* [Directive]: Your task is to locate every line holding the string "React" and to copy each of them.

BEGIN Data shown

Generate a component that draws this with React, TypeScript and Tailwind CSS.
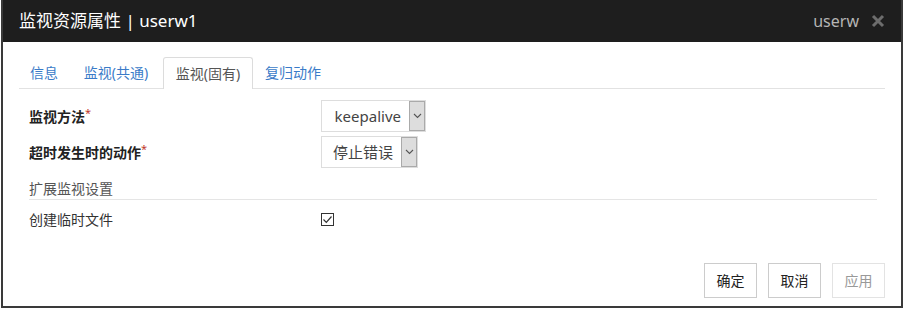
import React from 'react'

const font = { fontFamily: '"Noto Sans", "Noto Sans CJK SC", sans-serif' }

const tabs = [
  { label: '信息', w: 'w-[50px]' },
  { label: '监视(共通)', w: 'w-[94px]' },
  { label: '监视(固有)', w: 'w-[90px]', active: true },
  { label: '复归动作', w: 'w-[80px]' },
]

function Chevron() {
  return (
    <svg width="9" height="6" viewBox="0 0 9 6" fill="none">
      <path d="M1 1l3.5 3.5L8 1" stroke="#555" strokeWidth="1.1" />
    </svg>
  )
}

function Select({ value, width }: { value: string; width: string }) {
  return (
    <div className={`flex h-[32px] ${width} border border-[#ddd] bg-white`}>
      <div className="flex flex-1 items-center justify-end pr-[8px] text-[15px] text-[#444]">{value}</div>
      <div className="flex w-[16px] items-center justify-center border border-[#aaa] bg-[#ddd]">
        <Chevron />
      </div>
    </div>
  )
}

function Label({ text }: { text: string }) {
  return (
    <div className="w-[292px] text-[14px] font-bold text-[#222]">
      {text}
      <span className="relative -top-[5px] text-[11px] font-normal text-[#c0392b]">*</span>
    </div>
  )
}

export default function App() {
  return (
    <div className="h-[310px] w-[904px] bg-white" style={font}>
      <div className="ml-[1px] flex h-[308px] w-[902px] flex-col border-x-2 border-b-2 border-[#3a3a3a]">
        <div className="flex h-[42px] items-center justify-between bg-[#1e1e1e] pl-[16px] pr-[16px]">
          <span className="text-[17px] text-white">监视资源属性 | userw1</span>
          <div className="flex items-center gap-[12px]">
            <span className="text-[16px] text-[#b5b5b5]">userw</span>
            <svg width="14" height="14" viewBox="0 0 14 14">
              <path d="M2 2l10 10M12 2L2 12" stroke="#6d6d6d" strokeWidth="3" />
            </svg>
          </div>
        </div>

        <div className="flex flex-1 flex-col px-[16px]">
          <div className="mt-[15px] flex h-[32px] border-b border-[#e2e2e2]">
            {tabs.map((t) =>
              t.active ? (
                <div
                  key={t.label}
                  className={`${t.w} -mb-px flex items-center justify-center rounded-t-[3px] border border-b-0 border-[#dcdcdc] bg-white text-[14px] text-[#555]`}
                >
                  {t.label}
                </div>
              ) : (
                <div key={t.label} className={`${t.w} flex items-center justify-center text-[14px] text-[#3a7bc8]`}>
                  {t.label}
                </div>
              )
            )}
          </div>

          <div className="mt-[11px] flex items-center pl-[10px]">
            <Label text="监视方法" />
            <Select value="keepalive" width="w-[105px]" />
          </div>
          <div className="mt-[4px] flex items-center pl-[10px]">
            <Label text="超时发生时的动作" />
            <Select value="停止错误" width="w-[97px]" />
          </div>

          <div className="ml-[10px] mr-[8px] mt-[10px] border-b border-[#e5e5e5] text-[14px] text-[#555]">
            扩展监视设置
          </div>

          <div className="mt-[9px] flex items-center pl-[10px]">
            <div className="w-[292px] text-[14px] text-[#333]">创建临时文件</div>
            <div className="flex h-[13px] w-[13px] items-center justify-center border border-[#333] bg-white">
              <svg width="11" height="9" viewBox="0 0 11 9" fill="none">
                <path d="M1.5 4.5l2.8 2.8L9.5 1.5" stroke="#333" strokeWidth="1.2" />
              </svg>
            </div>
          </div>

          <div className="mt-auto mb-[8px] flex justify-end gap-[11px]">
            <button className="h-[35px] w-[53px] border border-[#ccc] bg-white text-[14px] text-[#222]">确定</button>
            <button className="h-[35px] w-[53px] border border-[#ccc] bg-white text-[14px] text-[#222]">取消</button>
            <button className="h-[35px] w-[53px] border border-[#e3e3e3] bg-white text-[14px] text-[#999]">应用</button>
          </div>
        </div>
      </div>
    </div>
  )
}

END Data shown

* [Completed exercise]:
Generate a component that draws this with React, TypeScript and Tailwind CSS.
import React from 'react'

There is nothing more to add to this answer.